Area bounded by lines in First Quadrant

Question

We are given 2 equations

$3x+2y=14$,--------(1)

$2x-3y=5$ ----------(2)

Below is the graph plot for it.

We need to find the area bounded by these two lines in the first quadrant. Red Line is line 1 and Blue line is line 2.

It seems like we only need to find area bounded by the line (1) in the first quadrant

And so I did $A=\int_0^{4.667}(\frac{14-3x}{2})dx=16.33$ but my answer was wrong.
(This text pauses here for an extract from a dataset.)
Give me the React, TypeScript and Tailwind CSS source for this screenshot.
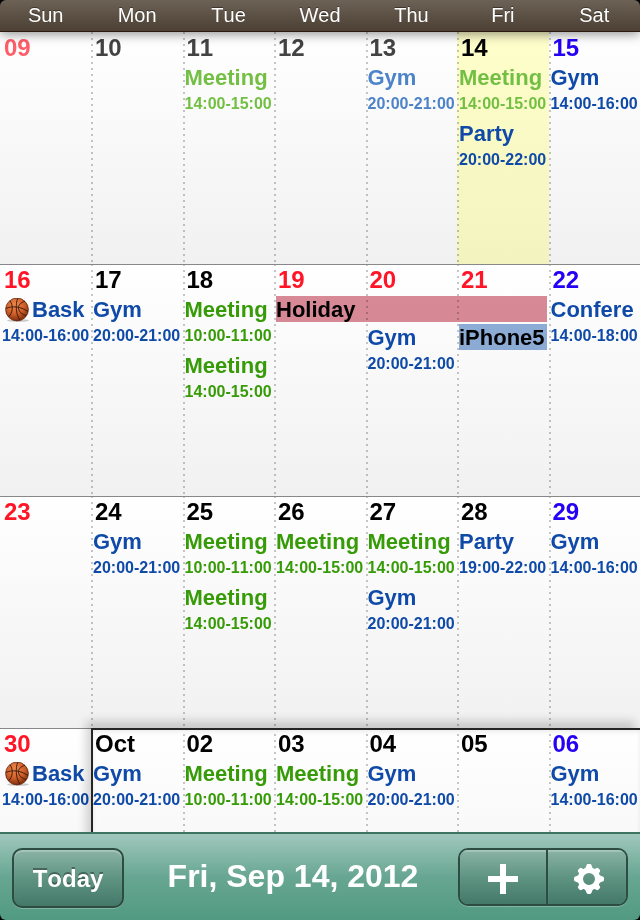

Can someone please let me know where I am wrong? Correct Answer was 15.25

The above problem is not a homework problem, but a question asked in GATE.

Answer 1

From the above graph the point of intersection of the lines $3x+2y=14$ and $2x-3y=5$ is $x=4$ and $y=1$

Now consider the area of the small triangle with points $\left(\dfrac52,0\right),\left(\dfrac{14}{3},0\right),\left(4,3\right)$ is $$\dfrac12\times\left(\dfrac{13}{6}\right)\times1=\dfrac{13}{2}$$ Now consider the area of the bigger triangle with points $\left(0,0\right),\left(\dfrac{14}{3}\right),(0,7)$ is $$\dfrac{1}{2}\times\dfrac{14}{3}\times7=\dfrac{49}{3}$$

Now, the needed area is $\dfrac{49}{3}-\dfrac{13}{12}\approx15.25$

Answer 2

You can do this one with the shoelace algorithm, if you know the vertices of any polygon there area is:

$\frac 12 \left|\begin{matrix}0&0\\2.5&0\\4&1\\0&7\end{matrix}\right|$

Shoelaces... Multiply in diagonal lines and subtract the multiplications of the lines in the direction in the opposite direction. When you get to the bottom row, loop around to the top row.

$\frac 12 (0\cdot 0 + 2.5\cdot 1 + 4\cdot 7 + 0\cdot 0 - 2.5\cdot 0 - 4\cdot 0 - 0\cdot 1 - 0\cdot 7) = \frac 12(2.5+ 28) = 15.25$

If you travel counter clockwise around the vertices you will get a positive number. If you go the wrong way you will need to flip the sign.